The Funes government has promised $72 million to El Salvador’s peace zones, of which there are now 16. But Ruano, of the opposition ARENA party, maintains that Ilopango has not received a cent.
“It is too bad that the president and his security minister have not appreciated what we are doing,” Ruano complained. “But we are going to keep moving.”
The town is straining to find ways to occupy its reformed gangsters.
Marvin Gonzales, a spokesman for MS-13 in Ilopango and head of the chicken farm, said he’d like to see the farm become a collective that offered schooling and other types of work. He acknowledged, though, that possibility seemed remote.
“This chicken farm can’t support everyone,” Gonzales said. “There are between 700 and 800 [MS-13 members] in all of Ilopango.” The farm employs 24.
Just a few minutes’ drive away from the farm, a group of Barrio 18 gang members, led by Jose Angel, 29, run their bakery out of a small house with walls painted blue.
“Look around, there are no guns here, no drugs,” said Jose Angel, who was wearing a polo shirt embroidered with the town’s crest. “No matter what political party comes, we are going to continue here.”
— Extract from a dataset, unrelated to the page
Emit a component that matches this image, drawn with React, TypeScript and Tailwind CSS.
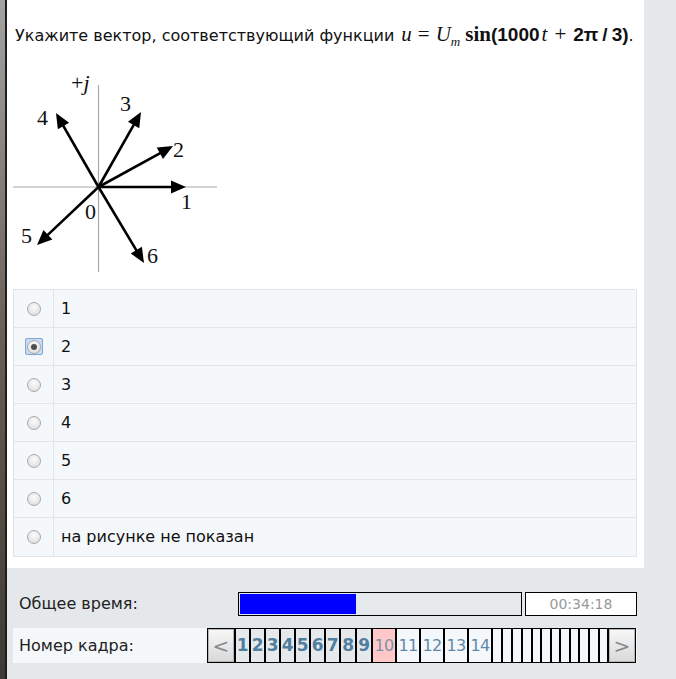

One recent afternoon, about 50 trays of “pan frances,” golden breakfast rolls, cooled on a wooden rack.
Wearing a threadbare white apron, 21-year-old Alex looked more like a California teenager, his hair spiked in a faux mohawk and a stud in his lip, than a hardened gang member. He had no visible tattoos.
But Alex, who asked that his last name not be used, said he had already seen three friends killed. Just before the bakery opened, one was shot in the head for having crossed an invisible gang boundary while selling avocados.
“I’m always going to feel anger” toward the MS-13, he said, feeding dough into a mechanical press. “Especially for what they have done to friends.”
Asked whether he would consider becoming a baker, Alex, who left high school in the ninth grade, turned the idea over in his mind.
“Maybe, if I learned to make other types of breads,” he said. “If I don’t study again, this could work for me. I just want to be like any other person, to just be someone.”